Problem to work on:
Find all lines in the records that include the word "React", and copy them out.
====== Supplied entries
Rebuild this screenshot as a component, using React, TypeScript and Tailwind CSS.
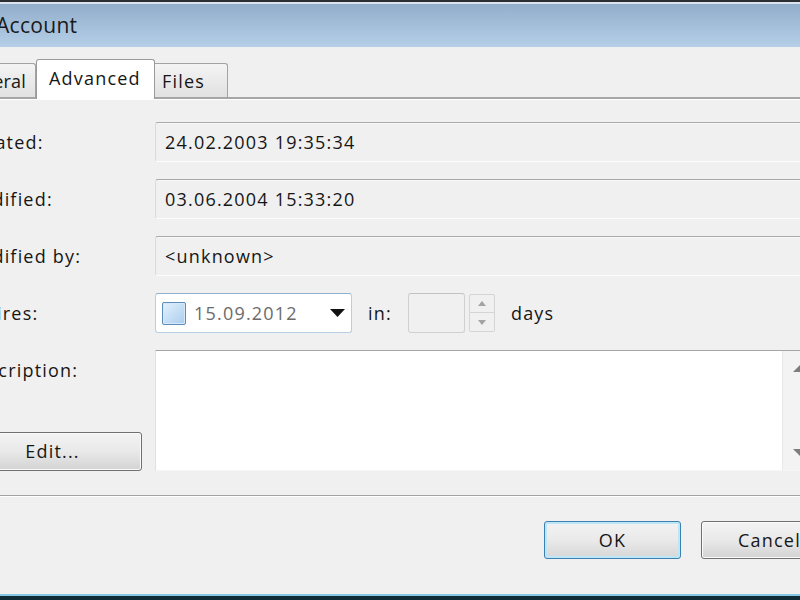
import React from "react";

function Label({ children }: { children: React.ReactNode }) {
  return <div className="w-[192px] shrink-0 h-[40px] flex items-center">{children}</div>;
}

function ReadOnly({ value }: { value: string }) {
  return (
    <div className="flex-1 h-[40px] rounded-[3px] border border-[#dadada] border-t-[#a9a9a9] border-b-[#fcfcfc] bg-[#f0f0f0] shadow-[inset_0_1px_0_#f8f8f8] flex items-center pl-[9px]">
      {value}
    </div>
  );
}

function Row({ label, children }: { label: string; children: React.ReactNode }) {
  return (
    <div className="flex h-[40px] items-center">
      <Label>{label}</Label>
      {children}
    </div>
  );
}

export default function App() {
  return (
    <div className="w-[800px] h-[600px] overflow-hidden bg-[#f0f0f0] flex flex-col font-['Open_Sans',sans-serif] text-[18px] tracking-[1.2px] text-[#161616]">
      {/* window top edge */}
      <div className="h-[2px] shrink-0 bg-[#2c3034]" />
      <div className="h-[2px] shrink-0 bg-[#dbe5ef]" />
      {/* title bar */}
      <div className="h-[43px] shrink-0 bg-gradient-to-b from-[#93aecb] to-[#b5cfe8] flex items-center">
        <span className="ml-[-4px] text-[21px] tracking-[0.3px] text-[#1a1a1a] leading-none">Account</span>
      </div>

      {/* tab strip */}
      <div className="h-[52px] shrink-0 flex items-end">
        <div className="ml-[-60px] w-[96px] h-[36px] shrink-0 border border-b-2 border-[#a3a3a3] border-b-[#a6a6a6] rounded-t-[3px] bg-gradient-to-b from-[#f4f4f4] to-[#e1e1e1] flex items-center justify-end pr-[9px] pt-[1px] tracking-[0.2px]">
          General
        </div>
        <div className="w-[119px] h-[40px] shrink-0 border border-b-0 border-[#9a9a9a] rounded-t-[3px] bg-white flex items-center pl-[12px] pb-[3px]">
          Advanced
        </div>
        <div className="w-[73px] h-[36px] shrink-0 border border-l-0 border-b-2 border-[#a3a3a3] border-b-[#a6a6a6] rounded-tr-[3px] bg-gradient-to-b from-[#f4f4f4] to-[#e1e1e1] flex items-center pl-[7px] pt-[1px]">
          Files
        </div>
        <div className="flex-1 border-b-2 border-[#a6a6a6]" />
      </div>

      {/* content */}
      <div className="shrink-0 border-t border-white ml-[-37px] mr-[-20px] pt-[22px] flex flex-col gap-[17px]">
        <Row label="Created:">
          <ReadOnly value="24.02.2003 19:35:34" />
        </Row>
        <Row label="Modified:">
          <ReadOnly value="03.06.2004 15:33:20" />
        </Row>
        <Row label="Modified by:">
          <ReadOnly value="<unknown>" />
        </Row>
        <Row label="Expires:">
          <div className="w-[197px] h-[40px] shrink-0 rounded-[3px] border border-[#b8cfe3] border-t-[#8fb0cf] bg-white flex items-center pl-[6px]">
            <div className="w-[24px] h-[23px] shrink-0 border border-[#5d8cbb] rounded-[2px] bg-gradient-to-br from-[#e4f1fc] to-[#a9cdee] shadow-[inset_0_0_0_1px_#d6e9fa]" />
            <span className="ml-[8px] text-[#6b6b6b]">15.09.2012</span>
            <svg className="ml-auto mr-[6px]" width="15" height="8" viewBox="0 0 15 8">
              <path d="M0 0 L15 0 L7.5 8 Z" fill="#111" />
            </svg>
          </div>
          <span className="ml-[16px]">in:</span>
          <div className="ml-[16px] w-[57px] h-[40px] shrink-0 rounded-[3px] border border-[#d0d0d0] border-t-[#c2c2c2] bg-[#f0f0f0]" />
          <div className="ml-[4px] w-[26px] h-[38px] shrink-0 flex flex-col">
            <div className="h-[19px] border border-[#d4d4d4] rounded-t-[2px] bg-[#f0f0f0] flex items-center justify-center">
              <svg width="8" height="5" viewBox="0 0 8 5">
                <path d="M0 5 L8 5 L4 0 Z" fill="#a3a3a3" />
              </svg>
            </div>
            <div className="h-[19px] border border-t-0 border-[#d4d4d4] rounded-b-[2px] bg-[#f0f0f0] flex items-center justify-center">
              <svg width="8" height="5" viewBox="0 0 8 5">
                <path d="M0 0 L8 0 L4 5 Z" fill="#a3a3a3" />
              </svg>
            </div>
          </div>
          <span className="ml-[16px]">days</span>
        </Row>
        <div className="flex h-[121px]">
          <div className="w-[192px] shrink-0 flex flex-col justify-between">
            <Label>Description:</Label>
            <div className="w-[179px] h-[39px] rounded-[3px] border border-[#707070] bg-gradient-to-b from-[#f3f3f3] via-[#e9e9e9] to-[#d3d3d3] shadow-[inset_0_0_0_1px_#fbfbfb] flex items-center justify-center">
              Edit...
            </div>
          </div>
          <div className="flex-1 flex border border-[#e0e0e0] border-t-[#a5a5a5] border-b-[#f6f6f6] bg-white">
            <div className="flex-1" />
            <div className="w-[34px] shrink-0 mr-[3px] bg-[#f3f3f3] border-l border-[#e9e9e9] flex flex-col justify-between items-center py-[14px]">
              <svg width="14" height="7" viewBox="0 0 14 7">
                <path d="M0 7 L14 7 L7 0 Z" fill="#7d7d7d" />
              </svg>
              <svg width="14" height="7" viewBox="0 0 14 7">
                <path d="M0 0 L14 0 L7 7 Z" fill="#7d7d7d" />
              </svg>
            </div>
          </div>
        </div>
      </div>

      {/* separator */}
      <div className="mt-[24px] shrink-0 border-t border-[#a2a2a2] border-b border-b-white h-[2px]" />

      {/* buttons */}
      <div className="mt-[24px] shrink-0 flex gap-[20px] ml-[544px]">
        <div className="w-[137px] h-[38px] shrink-0 rounded-[3px] border border-[#3c7fb1] bg-gradient-to-b from-[#f2f2f2] via-[#eaeaea] to-[#d6d6d6] shadow-[inset_0_0_0_2px_#bde6f7] flex items-center justify-center">
          OK
        </div>
        <div className="w-[137px] h-[38px] shrink-0 rounded-[3px] border border-[#707070] bg-gradient-to-b from-[#f3f3f3] via-[#e9e9e9] to-[#d3d3d3] shadow-[inset_0_0_0_1px_#fbfbfb] flex items-center justify-center">
          Cancel
        </div>
      </div>

      <div className="flex-1" />
      {/* window bottom edge */}
      <div className="h-[2px] shrink-0 bg-[#86c8e2]" />
      <div className="h-[4px] shrink-0 bg-[#0f2b37]" />
    </div>
  );
}
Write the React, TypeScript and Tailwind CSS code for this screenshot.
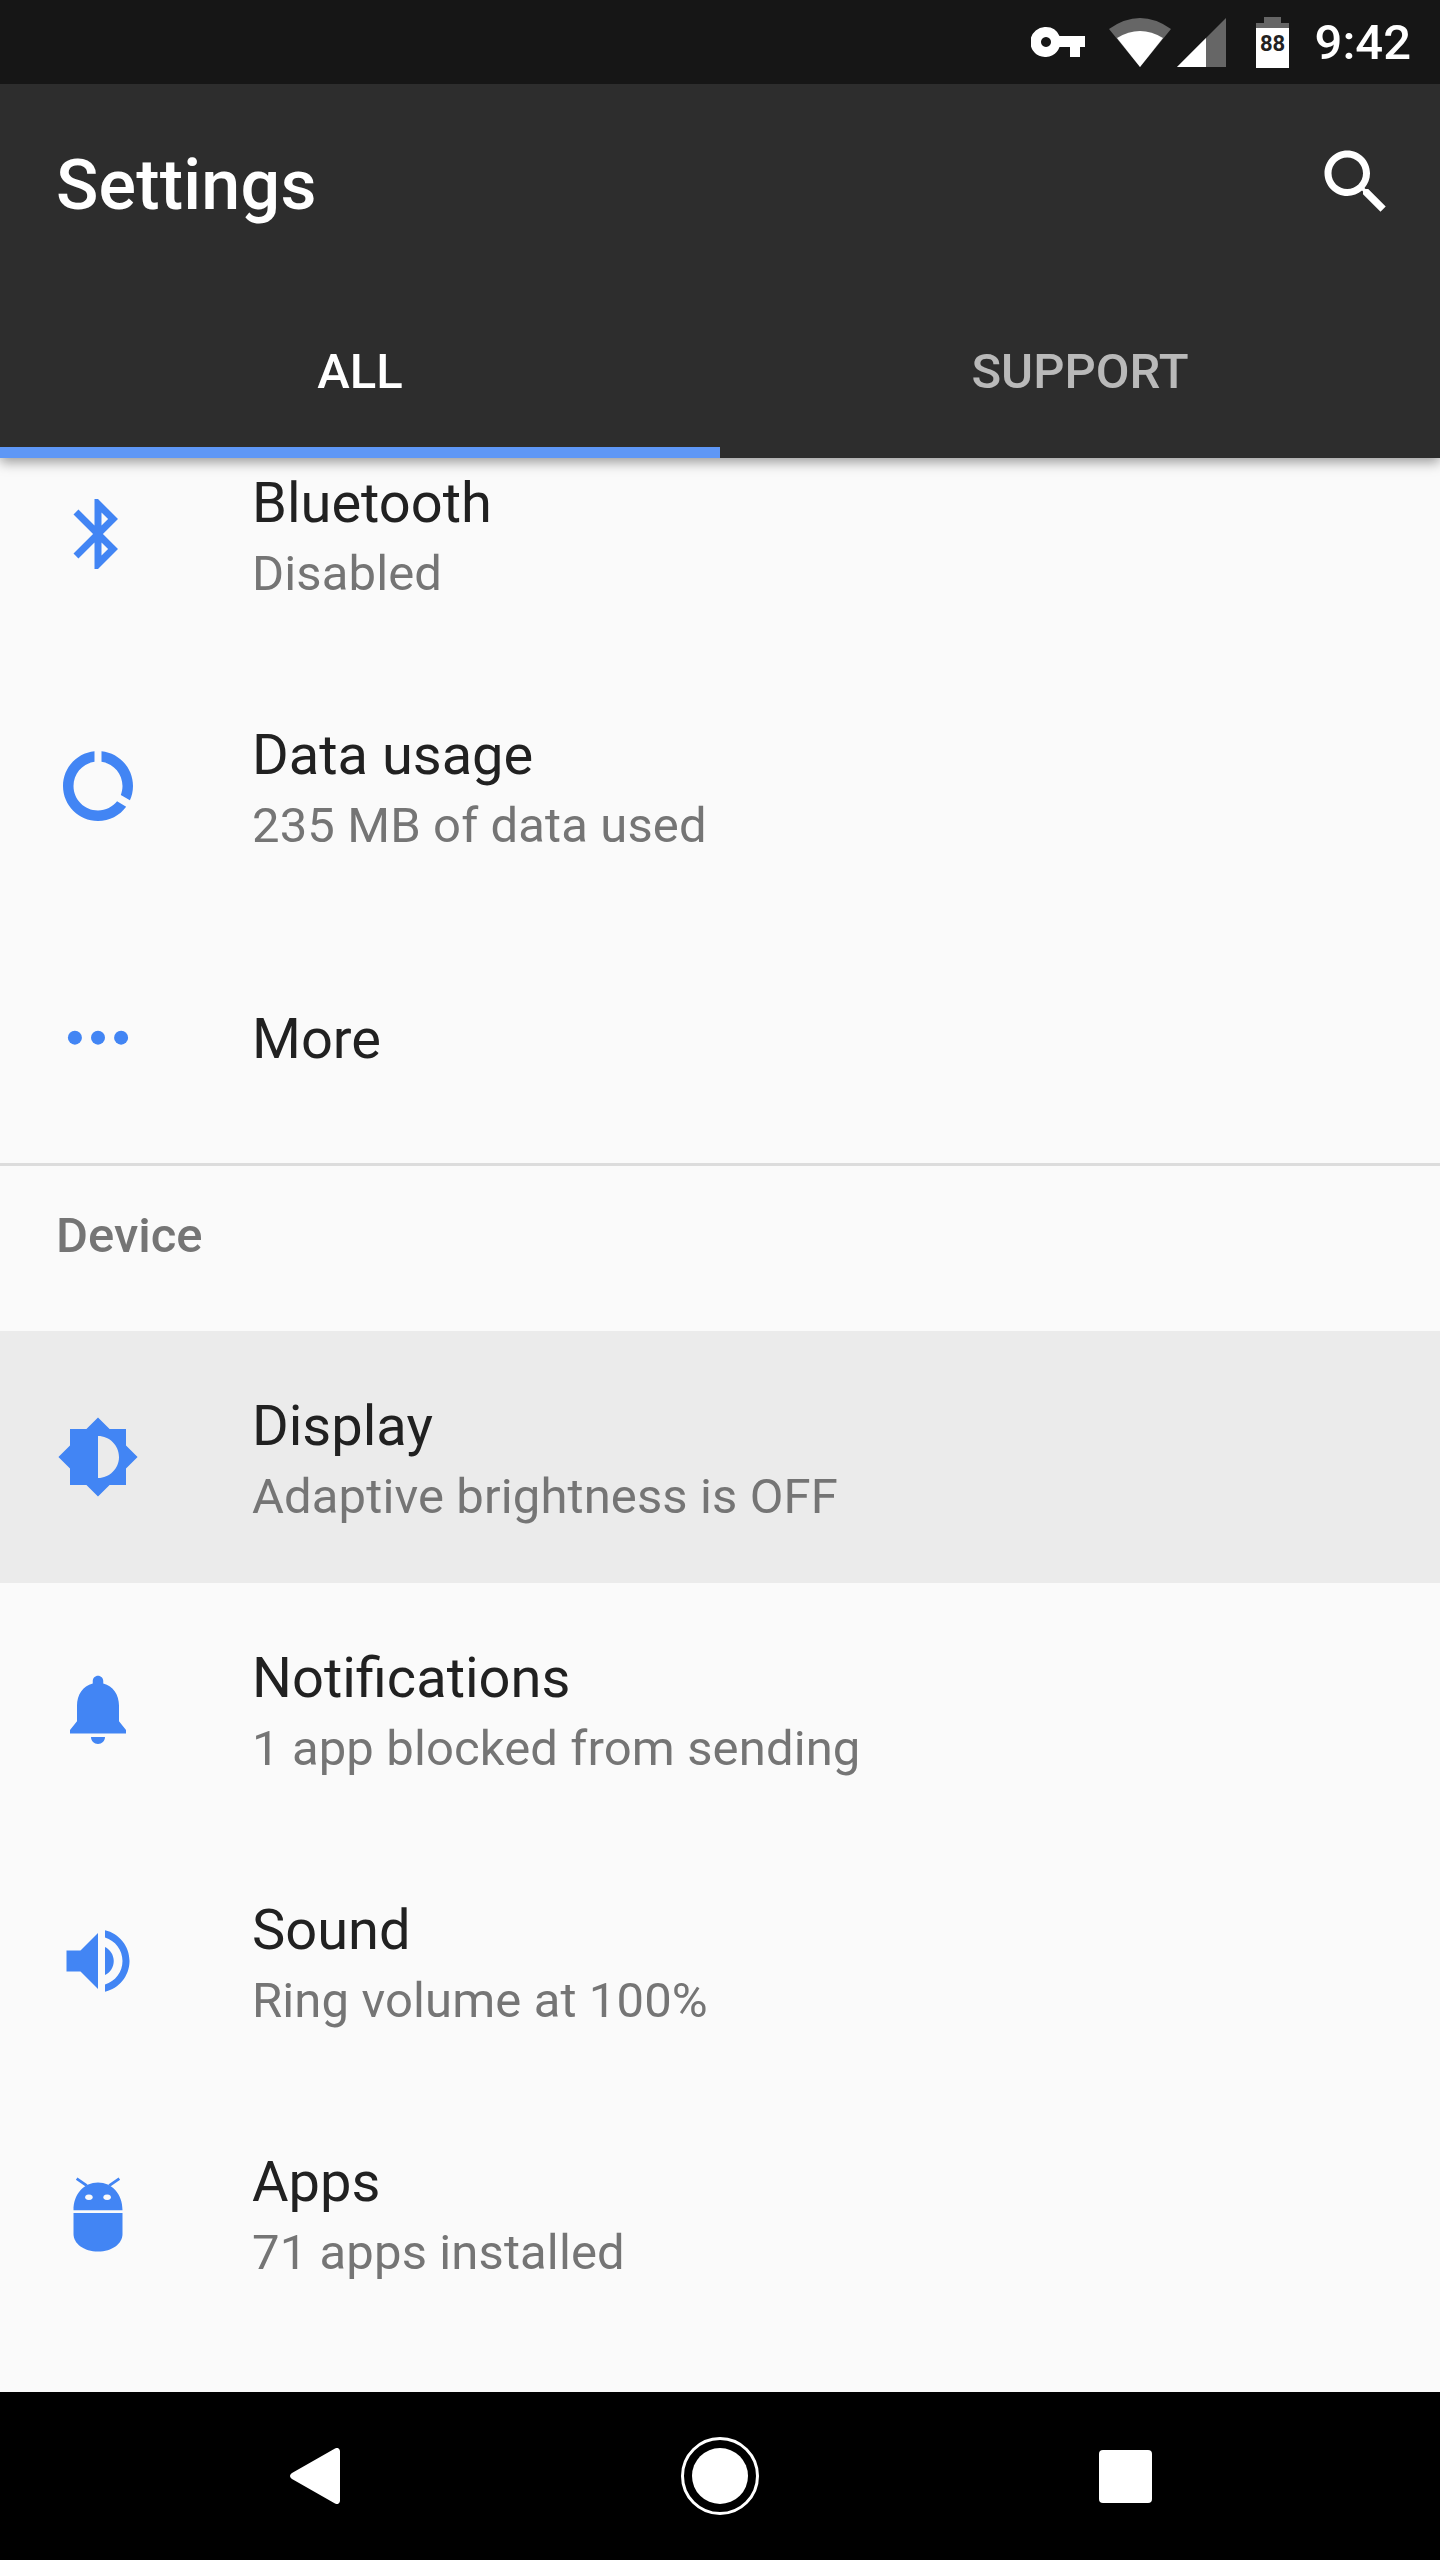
============
Exercise response:
Rebuild this screenshot as a component, using React, TypeScript and Tailwind CSS.
import React from "react";
function Label({ children }: { children: React.ReactNode }) {
function Row({ label, children }: { label: string; children: React.ReactNode }) {
Write the React, TypeScript and Tailwind CSS code for this screenshot.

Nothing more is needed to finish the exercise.